Little fellows in a wide world

I didn’t write a blog post last weekend because I was drafting pandemic flu flyers instead, for very limited distribution in my town. The copy was distilled from Flu Wiki’s materials for Pandemic Flu Awareness Week and information at pandemicflu.gov. I just can’t stand it that people all around me here have no clue that a pandemic is a very real possibility and are thus in no way preparing. In the course of less than a week, those flu flyers have been adapted for different audiences and locales in the U.S., Canada, and Australia. They’ve been been viewed online hundreds of times; thousands of copies have been made; versions are even finding their way, with much able help, into a few newspapers here and there, potentially extending their reach to several millions.

I had not grasped the potential that people working together through the Internet have for effecting such feats. I sat down last Sunday morning, cross-legged on my bed, determined only to do a small useful thing in my town and in my neighborhood and, as an additional step, sought feedback and posted a link to the flyer in the discussion forum on Flu Wiki. Flu Wiki itself began with a small group of individuals who envisioned the Wiki as means by which people could put their heads together, solve problems, educate the public, and encourage preparedness.

In view of the week’s events, I cannot help but think of Gandalf’s words to Bilbo Baggins at the end of The Hobbit, “You are a very fine person, Mr. Baggins, and I am very fond of you; but you are only quite a little fellow in a wide world after all!” I’ve never thought of myself as being anything other than “quite a little fellow.” That entirely suites my somewhat retiring personality.

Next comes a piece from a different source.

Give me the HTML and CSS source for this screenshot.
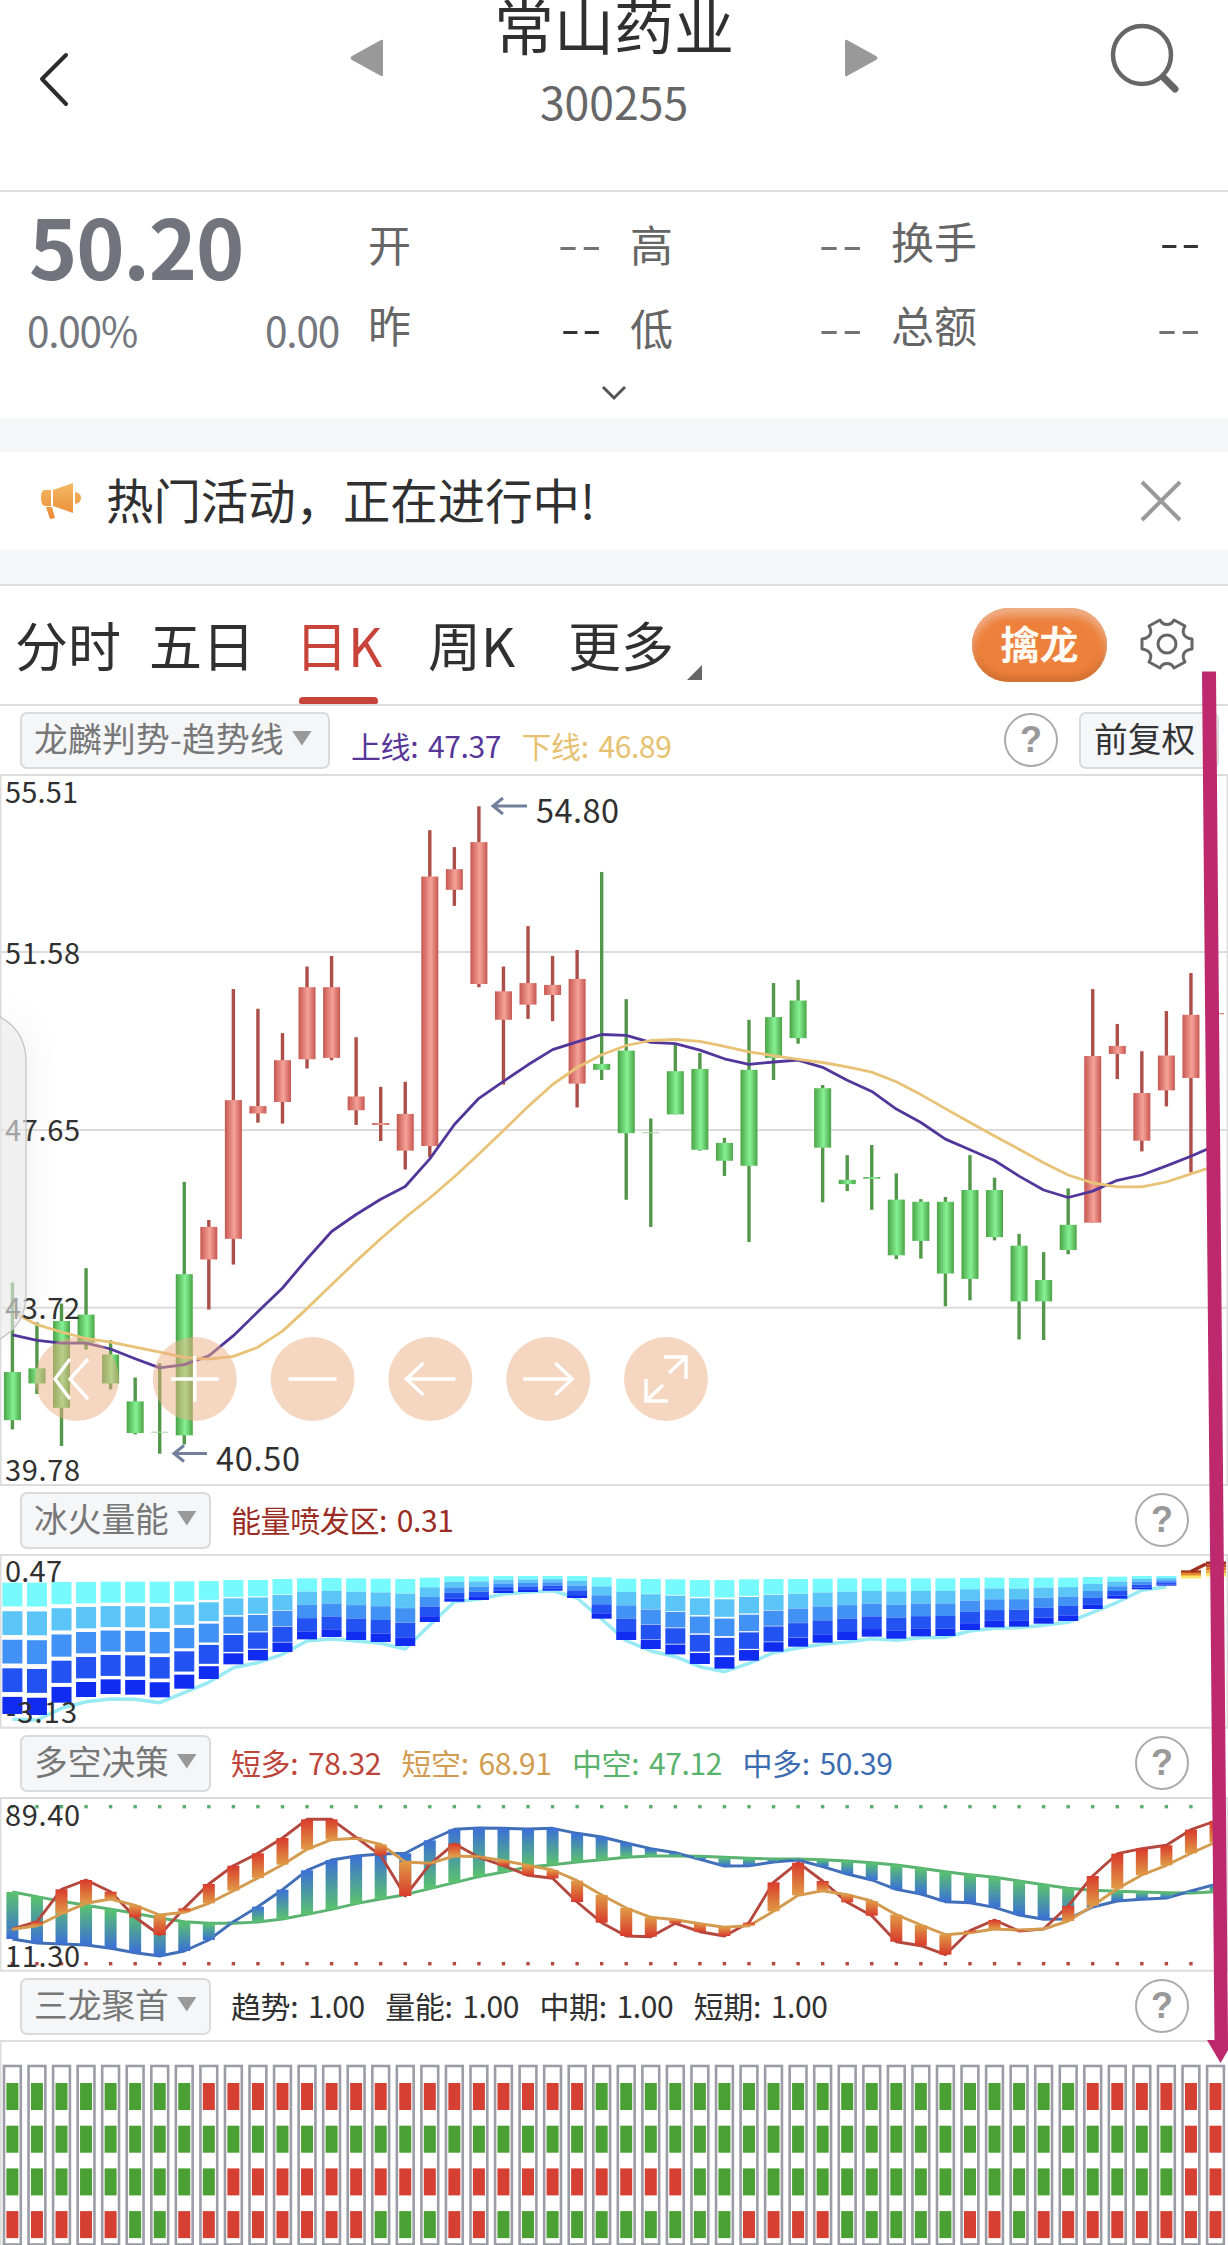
FILE: index.html
```html
<!DOCTYPE html>
<html lang="zh-CN">
<head>
<meta charset="utf-8">
<title>常山药业 300255</title>
<link rel="stylesheet" href="styles.css">
</head>
<body>
<div class="app">
  <header class="top">
    <svg class="back" viewBox="0 0 32 56"><path d="M28 4 4 28 28 53" /></svg>
    <svg class="tri" viewBox="0 0 36 40"><path d="M34 3v34q0 2-2 1L3 22q-3-2 0-4L32 2q2-1 2 1z"/></svg>
    <div class="name"><h1>常山药业</h1><p>300255</p></div>
    <svg class="tri" viewBox="0 0 36 40"><path d="M2 3v34q0 2 2 1l29-16q3-2 0-4L4 2Q2 1 2 3z"/></svg>
    <svg class="search" viewBox="0 0 72 72"><circle cx="33" cy="33" r="29"/><path class="grip" d="M55 56l11 11"/></svg>
  </header>

  <section class="quote">
    <div class="last">
      <strong>50.20</strong>
      <div class="change"><span>0.00%</span><span>0.00</span></div>
    </div>
    <dl class="stats">
      <div><dt class="low">开</dt><dd>--</dd></div>
      <div><dt class="low">高</dt><dd>--</dd></div>
      <div><dt>换手</dt><dd class="dark up">--</dd></div>
      <div><dt>昨</dt><dd class="dark">--</dd></div>
      <div><dt class="low">低</dt><dd>--</dd></div>
      <div><dt>总额</dt><dd>--</dd></div>
    </dl>
    <svg class="expand" viewBox="0 0 28 18"><path d="M3 3l11 11L25 3"/></svg>
  </section>

  <section class="notice">
    <svg class="horn" viewBox="0 0 44 40">
      <defs><linearGradient id="hornFill" x1="0" y1="0" x2="0" y2="1"><stop offset="0" stop-color="#f3b863"/><stop offset="1" stop-color="#ec8a35"/></linearGradient></defs>
      <path fill="url(#hornFill)" d="M5 9h7v16H6q-4-1-4-8t3-8zM14 9 34 2v30L14 25zM36 11q6 1 6 6t-6 6zM7 26h6l3 11-5 1q-2-6-4-12z"/>
    </svg>
    <p>热门活动，正在进行中!</p>
    <svg class="close" viewBox="0 0 44 44"><path d="M3 3l38 38M41 3 3 41"/></svg>
  </section>

  <nav class="tabs">
    <span class="t1">分时</span><span class="t2">五日</span><span class="t3 on">日K</span><span class="t4">周K</span><span class="t5">更多</span>
    <i class="corner"></i>
    <b class="pill">擒龙</b>
    <svg class="gear" viewBox="-28 -28 56 56">
      <path d="M7-24 18-18C14-11 17-6 25-5V5C17 6 14 11 18 18L7 24C4 18-4 18-7 24L-18 18C-14 11-17 6-25 5V-5C-17-6-14-11-18-18L-7-24C-4-18 4-18 7-24Z"/><circle r="9"/>
    </svg>
  </nav>

  <div class="head first">
    <span class="chip wide">龙麟判势-趋势线<i></i></span>
    <div class="legend"><span class="violet">上线: 47.37</span><span class="gold">下线: 46.89</span></div>
    <span class="help">?</span><span class="chip adj">前复权</span>
  </div>
  <svg class="chart" id="kline" viewBox="0 774 1228 712" height="712"></svg>

  <div class="head">
    <span class="chip">冰火量能<i></i></span>
    <div class="legend"><span class="brick">能量喷发区: 0.31</span></div>
    <span class="help">?</span>
  </div>
  <svg class="chart" id="energy" viewBox="0 1554 1228 175" height="175"></svg>

  <div class="head">
    <span class="chip">多空决策<i></i></span>
    <div class="legend"><span class="red">短多: 78.32</span><span class="amber">短空: 68.91</span><span class="green">中空: 47.12</span><span class="blue">中多: 50.39</span></div>
    <span class="help">?</span>
  </div>
  <svg class="chart" id="decide" viewBox="0 1797 1228 175" height="175"></svg>

  <div class="head">
    <span class="chip">三龙聚首<i></i></span>
    <div class="legend"><span>趋势: 1.00</span><span>量能: 1.00</span><span>中期: 1.00</span><span>短期: 1.00</span></div>
    <span class="help">?</span>
  </div>
  <svg class="chart" id="dragons" viewBox="0 2040 1228 205" height="205"></svg>

  <svg class="marker" viewBox="0 0 1228 2245"><path d="M1202 671.5H1216L1228 2040H1234L1220.5 2063 1207 2040H1214.5Z"/></svg>
</div>
<script src="charts.js"></script>
</body>
</html>
```
FILE: styles.css
```css
* { box-sizing: border-box; }
body { margin: 0; background: #fff; color: #303030; font-family: "Noto Sans CJK SC", "Noto Sans", sans-serif; }
h1, p, dl, dd { margin: 0; font-weight: 400; }
svg { display: block; flex: none; }
.app { position: relative; width: 1228px; height: 2245px; overflow: hidden; }

.top { display: flex; height: 192px; border-bottom: 2px solid #dcdcdc; align-items: flex-start; }
.back { width: 32px; height: 56px; margin: 51px 0 0 38px; fill: none; stroke: #2c2c2c; stroke-width: 4; stroke-linecap: round; stroke-linejoin: round; }
.tri { width: 36px; height: 40px; fill: #999; margin: 38px 0 0 279px; }
.name { width: 240px; margin: -20px 0 0 109px; text-align: center; }
.name h1 { font-size: 60px; line-height: 88px; white-space: nowrap; }
.name p { font-size: 44.5px; line-height: 66px; color: #666; }
.name + .tri { margin-left: 109px; }
.search { width: 72px; height: 72px; margin: 22px 0 0 230px; fill: none; stroke: #666; stroke-width: 4.5; }
.search .grip { stroke-width: 7; stroke-linecap: round; }

.quote { display: grid; grid-template-columns: 368px 1fr; grid-template-rows: 190px 36px; height: 226px; color: #666; }
.last strong { display: block; height: 109px; padding: 12px 0 0 29px; font-size: 82px; line-height: 82px; color: #71747c; letter-spacing: -1.2px; }
.change { display: flex; justify-content: space-between; padding: 0 29px 0 27px; font-size: 40.5px; line-height: 58px; color: #73767d; letter-spacing: -1.2px; }
.stats { display: grid; grid-template-columns: 231px 261px 338px; grid-template-rows: 84px 84px; padding-top: 8px; font-size: 43px; }
.stats div { display: flex; justify-content: space-between; line-height: 84px; white-space: nowrap; }
.stats div:nth-child(3n+2) dt { padding-left: 31px; }
.stats div:nth-child(3n) dt { padding-left: 31px; }
.stats dt { line-height: 81px; }
.stats dt.low { line-height: 86px; }
.stats dd { color: #737373; letter-spacing: 2px; margin-right: -4px; line-height: 84px; transform: scaleX(1.38); transform-origin: calc(100% - 4px) 50%; }
.stats dd.dark { color: #333; transform: scaleX(1.28); }
.stats dd.up { line-height: 80px; }
.expand { grid-column: 1 / 3; justify-self: center; width: 28px; height: 18px; fill: none; stroke: #555; stroke-width: 3; margin-top: 2px; }

.notice { display: flex; align-items: center; height: 166px; border: solid #f6f7f9; border-width: 34px 0; }
.horn { width: 44px; height: 40px; margin-left: 39px; }
.notice p { width: 1056px; margin-top: -4px; padding-left: 23px; font-size: 47.4px; line-height: 60px; white-space: nowrap; flex: none; }
.close { width: 44px; height: 44px; fill: none; stroke: #999; stroke-width: 4; }

.tabs { display: flex; height: 122px; border: solid #dcdcdc; border-width: 2px 0; font-size: 53px; line-height: 117px; white-space: nowrap; }
.tabs span { flex: none; position: relative; }
.t1 { width: 134px; padding-left: 15px; }
.t2 { width: 135px; margin-left: 15px; }
.t3 { width: 79px; margin-left: 11px; }
.t3.on { color: #c8433a; }
.t3.on::after { content: ""; position: absolute; left: 4px; bottom: 0; width: 79px; height: 7px; border-radius: 4px 4px 2px 2px; background: #c8433a; }
.t4 { width: 90px; margin-left: 54px; }
.t5 { width: 106px; margin-left: 50px; }
.corner { width: 15px; height: 15px; margin: 79px 0 0 13px; background: #666; clip-path: polygon(100% 0, 100% 100%, 0 100%); }
.pill { width: 135px; height: 74px; margin: 22px 0 0 270px; border-radius: 37px; background: #ed803b; box-shadow: inset 0 7px 8px #efb18a, inset 0 -5px 7px #cf6d30; color: #fffaf2; font-size: 39px; line-height: 69px; text-align: center; }
.gear { width: 56px; height: 56px; margin: 30px 0 0 32px; fill: none; stroke: #666; stroke-width: 3; stroke-linejoin: round; }

.head { display: flex; align-items: center; height: 68px; }
.chip { display: flex; align-items: center; flex: none; width: 191px; height: 57px; margin-left: 20px; padding: 0 0 4px 12px; border: 2px solid #dadada; border-radius: 7px; background: #f5f6f8; color: #777; font-size: 33.7px; line-height: 50px; white-space: nowrap; }
.chip.wide { width: 310px; letter-spacing: .3px; }
.chip i { width: 20px; height: 15px; margin-left: 8px; background: #999; clip-path: polygon(0 0, 100% 0, 50% 100%); }
.chip.adj { width: 140px; margin-left: 21px; color: #333; padding-left: 13px; }
.legend { display: flex; flex: 1; gap: 20.5px; padding: 0 0 3px 20px; font-size: 30px; line-height: 44px; white-space: nowrap; letter-spacing: -.4px; word-spacing: 3.6px; }
.first .legend { padding: 10px 0 0 21px; }
.help { flex: none; width: 54px; height: 54px; margin: 0 39px 0 0; border: 2px solid #aaa; border-radius: 50%; color: #999; font: 700 36px/49px "Liberation Sans", sans-serif; text-align: center; }
.first .help { margin-right: 0; }
.first .chip.adj { margin-right: 9px; }
.violet { color: #563697; } .gold { color: #e6c16f; } .brick { color: #9b2c23; }
.red { color: #bd453b; } .amber { color: #d29c52; } .green { color: #59b36c; } .blue { color: #3c6cb0; }
.chart { width: 1228px; }
.chart text { font-size: 29px; fill: #303030; }
.marker { position: absolute; left: 0; top: 0; width: 1228px; height: 2245px; fill: #bd296c; pointer-events: none; }
```
FILE: charts.js
```js
const STEP = 24.553, X0 = 12.4;
const cx = i => X0 + i * STEP;
const rect = (x, y, w, h, fill, extra = '') => `<rect x="${x.toFixed(2)}" y="${y.toFixed(2)}" width="${w}" height="${Math.max(h, 0).toFixed(2)}" fill="${fill}" ${extra}/>`;
const line = (pts, color, w = 2.8) => `<polyline points="${pts.map((y, i) => cx(i).toFixed(1) + ',' + y.toFixed(1)).join(' ')}" fill="none" stroke="${color}" stroke-width="${w}" stroke-linejoin="round"/>`;
const rule = y => rect(0, y - 1, 1228, 2, '#dcdcdc');
const frame = (a, b) => rule(a) + rule(b) + rect(0, a, 1.5, b - a, '#dcdcdc') + rect(1226.5, a, 1.5, b - a, '#dcdcdc');
const label = (t, x, y, w, size = 29) => `<text x="${x}" y="${y}" textLength="${w}" style="font-size:${size}px">${t}</text>`;
const put = (id, s) => { document.getElementById(id).innerHTML = s; };

/* Daily candles: [up, high, body top, body bottom, low] */
const early = v => 770 + v / 2.1778, late = v => 650 + v / 1.8667;
const at = (v, i) => (i < 33 ? early(v) : late(v));
const candles = [
[0,1116,1311,1416,1436],[0,1203,1303,1336,1359],[0,1162,1200,1389,1472],[0,1085,1186,1247,1262],[0,1242,1273,1336,1349],
[0,1323,1375,1444,1447],[0,1292,1441,1443,1489],[0,897,1098,1449,1469],[1,980,995,1066,1175],[1,477,719,1021,1077],
[1,520,732,748,768],[1,573,632,723,770],[1,428,473,630,650],[1,405,473,627,632],[1,582,711,741,773],
[1,690,769,773,808],[1,679,749,829,870],[1,131,232,819,843],[1,168,216,261,296],[1,79,157,466,473],
[1,428,482,544,685],[1,340,464,511,542],[1,405,468,490,547],[1,392,455,683,735],[0,222,640,653,675],
[0,499,611,791,936],[0,759,789,791,995],[0,595,656,750,750],[0,616,651,827,829],[0,801,812,851,884],
[0,544,653,862,1028],[0,464,538,627,675],[0,457,502,584,596],[0,812,818,929,1031],[0,943,989,997,1010],
[0,924,984,987,1045],[0,977,1026,1130,1137],[0,1025,1030,1103,1136],[0,1021,1030,1164,1225],[0,943,1008,1174,1214],
[0,985,1008,1096,1102],[0,1090,1112,1216,1287],[0,1124,1176,1216,1288],[0,1005,1073,1120,1128],[1,633,758,1069,1069],
[1,698,739,754,801],[1,749,827,916,936],[1,674,757,822,852],[1,603,681,799,975],[1,678,678,680,680]];
const upper = [1230,1242,1248,1248,1261,1282,1302,1295,1276,1232,1180,1128,1065,1005,968,935,907,847,772,715,678,642,609,592,576,578,593,596,610,629,641,636,632,779,803,824,857,882,913,933,953,982,1008,1022,1010,990,980,963,945,925].map(at);
const lower = [1180,1208,1224,1238,1246,1257,1268,1279,1283,1277,1257,1222,1173,1121,1070,1021,975,932,886,836,785,733,685,648,620,600,589,587,591,602,614,622,630,770,778,788,806,830,856,882,907,932,957,980,995,1002,1002,993,978,963].map(at);
const grad = (id, a, b, c) => `<linearGradient id="${id}"><stop offset="0" stop-color="${a}"/><stop offset=".55" stop-color="${b}"/><stop offset="1" stop-color="${c}"/></linearGradient>`;
let k = '<defs>' + grad('up', '#c65750', '#f6a299', '#c65750') + grad('dn', '#4aa344', '#86f295', '#4aa344') +
  '<filter id="soft" x="-150%" y="-20%" width="400%" height="140%"><feGaussianBlur stdDeviation="16"/></filter></defs>';
k += frame(775, 1485) + rule(952) + rule(1130) + rule(1307.7);
candles.forEach(([up, h, t, b, l], i) => {
  const [H, T, B, L] = [h, t, b, l].map(v => at(v, i));
  k += rect(cx(i) - 1.7, H, 3.4, L - H, up ? '#ac4f48' : '#53974a');
  const faint = i === 6 || i === 26;
  k += rect(cx(i) - 8.5, T, 17, Math.max(B - T, 1), faint ? '#a5d6a0' : `url(#${up ? 'up' : 'dn'})`);
});
k += line(upper, '#53369a') + line(lower, '#e8c276');
k += label('55.51', 5, 802.5, 73) + label('51.58', 5, 963.5, 75) + label('47.65', 5, 1140.5, 75) + label('43.72', 5, 1319, 75) + label('39.78', 5, 1480.5, 75);
k += label('54.80', 536, 822.5, 83, 32.5) + label('40.50', 216, 1470.5, 84, 32.5);
k += '<path d="M527 806H494M503 798l-10 8 10 8M207 1453.500H175M184 1445.500l-10 8 10 8" fill="none" stroke="#73809c" stroke-width="3"/>';
/* translucent drawer handle on the left edge */
k += '<path d="M0 1016Q26 1030 26 1062V1295Q26 1325 0 1340Z" fill="#777" opacity=".14" filter="url(#soft)"/>';
k += '<path d="M-2 1016Q26 1030 26 1062V1295Q26 1325-2 1340Z" fill="rgba(236,236,236,.6)" stroke="#c4c4c4" stroke-width="1.3"/>';
const icons = ['M-7-20-22 0-7 20M11-20-7 0 11 20', 'M-24 0H24M0-23V23', 'M-24 0H24', 'M25 0H-23M-7-16-24 0-7 16', 'M-25 0H23M7-16 24 0 7 16', 'M-2-22H20V0M20-22 3-6M-20 0V22H2M-20 22-3 6'];
icons.forEach((d, i) => {
  k += `<g transform="translate(${77 + i * 117.8} 1379)"><circle r="42" fill="#ebad81" opacity=".5"/><path d="${d}" fill="none" stroke="#fff" stroke-width="3.4"/></g>`;
});
put('kline', k);

/* Energy columns hang from the zero line in five shades */
const y2 = v => 1470 + v / 3;
const tops = [338,338,336,336,335,335,335,334,333,330,330,327,325,324,325,326,327,323,319,319,318,318,318,318,322,326,327,328,330,330,328,327,327,326,325,325,325,325,325,324,323,324,323,323,321,320,318,318];
const ends = [732,735,698,681,672,674,682,656,627,583,571,546,508,501,510,516,528,456,395,390,369,366,362,384,446,510,537,553,582,596,572,545,530,518,510,500,506,499,498,480,472,470,461,453,417,386,358,347];
const tail = [748,750,715,695,687,688,698,668,637,593,578,553,513,507,513,520,537,465,395,388,372,366,362,384,448,512,543,560,590,605,580,548,534,523,516,506,511,503,502,483,475,473,466,457,427,397,361,350];
const shades = ['#76fafd', '#5bc5f8', '#4192f4', '#2252f2', '#102cf1'];
let e = frame(1555, 1727.7) + line(tail.map(y2), '#98eaf4', 3.5);
tops.forEach((t, i) => {
  const total = ends[i] - t, pitch = total / 4.6, gap = Math.max(0, (pitch - 42) * 0.33);
  shades.forEach((c, s) => {
    const a = t + s * pitch, b = s === 4 ? ends[i] : a + pitch - gap;
    e += rect(cx(i) - 10, y2(a), 20, (b - a) / 3, c);
  });
});
e += rect(1181, 1572.5, 20, 6, '#fbe56b') + rect(1181, 1572, 20, 3.5, '#e68a2e') + rect(1181, 1570.3, 20, 2.4, '#a63b22');
['#a0301f', '#bd4a24', '#da7a2b', '#efaa3f', '#fbe56b'].forEach((c, i) => { e += rect(1206, 1561.5 + i * 3, 20, 3, c); });
e += '<path d="M1191 1571.500 1206 1564" stroke="#a0301f" stroke-width="3.500"/>';
e += label('0.47', 5, 1582, 57) + label('-3.13', 6, 1723, 71);
put('energy', e);

/* Long/short lines, with bars joining each pair */
const y3 = v => 1720 + v / 3;
const R = [627,605,508,480,515,592,645,565,492,437,400,354,298,298,352,406,528,433,371,412,437,466,475,546,608,648,650,610,635,648,608,487,428,483,547,587,665,677,704,632,600,633,627,558,468,401,386,376,329,303].map(y3);
const O = [628,617,581,550,537,556,585,577,550,512,474,434,388,359,355,373,426,430,408,410,422,436,450,482,525,564,592,599,611,622,617,574,526,512,524,543,584,615,644,638,627,630,627,603,557,506,465,436,400,367].map(y3);
const G = [516,530,544,556,568,580,594,605,610,610,606,597,583,568,551,537,524,506,488,470,456,441,434,426,419,412,408,408,409,412,415,417,417,419,423,428,435,445,455,464,472,483,494,505,511,514,516,518,519,515].map(y3);
const B = [657,669,672,675,685,698,708,693,660,605,560,509,451,420,408,402,400,361,328,324,325,327,325,340,351,369,386,398,418,438,437,426,420,440,462,480,508,522,545,548,562,585,598,597,561,543,538,534,513,493].map(y3);
const vgrad = (id, a, b) => `<linearGradient id="${id}" x2="0" y2="1"><stop offset="0" stop-color="${a}"/><stop offset="1" stop-color="${b}"/></linearGradient>`;
let d = '<defs>' + vgrad('ro', '#d83b2d', '#e09a45') + vgrad('or', '#e09a45', '#d83b2d') + vgrad('gb', '#5ac26e', '#3c70d6') + vgrad('bg', '#3c70d6', '#5ac26e') + '</defs>' + frame(1798, 1970.7);
const join = (p, q, a, b) => p.map((y, i) => rect(cx(i) - 6, Math.min(y, q[i]), 12, Math.abs(y - q[i]), `url(#${y < q[i] ? a : b})`)).join('');
d += line(G, '#5ab370', 2.9) + line(B, '#416fb7', 2.9) + join(G, B, 'gb', 'bg');
d += line(R, '#b4473e', 2.9) + line(O, '#d39a50', 2.9) + join(R, O, 'ro', 'or');
for (let i = 0; i < 49; i++) d += rect(cx(i) - 1.7, 1805, 3.4, 3.4, '#59ae70') + rect(cx(i) - 1.7, 1962, 3.4, 3.4, '#b4473e');
d += label('89.40', 5, 1825.7, 75) + label('11.30', 5, 1966.5, 75);
put('decide', d);

/* Four signal rows per day: 1 = red, 0 = green, run-length encoded */
const rows = [[[0, 8], [1, 16], [0, 20], [1, 6]], [[0, 48], [1, 2]], [[0, 9], [1, 19], [0, 20], [1, 2]],
  [[1, 5], [0, 2], [1, 8], [0, 3], [1, 2], [0, 10], [1, 4], [0, 5], [1, 2], [0, 1], [1, 8]]];
let g = rule(2041) + rect(0, 2041, 1.5, 204, '#dcdcdc');
for (let i = 0; i < 50; i++) g += rect(cx(i) - 8.4, 2066, 16.8, 178.5, 'none', 'stroke="#9b9ca5" stroke-width="2.6"');
rows.forEach((runs, r) => {
  let i = 0;
  runs.forEach(([v, n]) => { for (; n--; i++) g += rect(cx(i) - 6, 2083 + r * 42.7, 12, 27, v ? '#d54033' : '#4aa032'); });
});
put('dragons', g);
```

Though Bilbo was grateful to hear Gandalf say this, it is becoming ever clearer that the world needs a lot of little fellows to do what they can. Apparently, the Director of the CDC agrees. In a recent post entitled “This blog can save your life!,” Jay Bernhardt considers the role of the new media in raising public awareness of health issues. Here is an excerpt:

Above and beyond real-time information gathering and message dissemination, the social and community qualities of new media can advance health and risk communication by changing how we understand our problems and how we construct our solutions. News groups, chat rooms, and bulletin boards have been used for exchanging health information and as online support groups since the earliest days of the web. Today’s Web 2.0 tools that leverage and harness the “knowledge of the crowd” offer great potential for solving our most difficult public health problems and building and empowering communities of change. One great example is FluWiki, whose stated purpose is “to help local communities prepare for and perhaps cope with a possible influenza pandemic, [which is] a task previously ceded to local, state and national governmental public health agencies.”

Controlling and mitigating public health emergencies, especially those that are the size and scale of an influenza pandemic, will absolutely require the active engagement and participation of the public and all sectors of society. New media efforts to engage and galvanize the public like FluWiki, Green Hammer, and the Slidell Hurricane Damage Blog are critical to CDC’s ability to prepare for and respond to an influenza pandemic and to other possible public health emergencies.

Flu Wiki is, as far as I can tell, the most active pandemic flu-related community, though it is hardly the only laudable pandemic flu forum, and several excellent blogs focus regularly on H5N1 news. Any one person doing what he or she can makes a difference. Any group working together multiplies results many times over.

One might wish, however, that the biggest fellows, for their part, would do more, and in a timely manner. Too many of those flyers, paid for by volunteers and vastly insufficient in number, will end up in the trash, tossed there by people who are waiting for a clearer, louder, official word which may well come too late. No one can say precisely when a pandemic will emerge, but we are surely standing at the brink, peering into a tragic probability.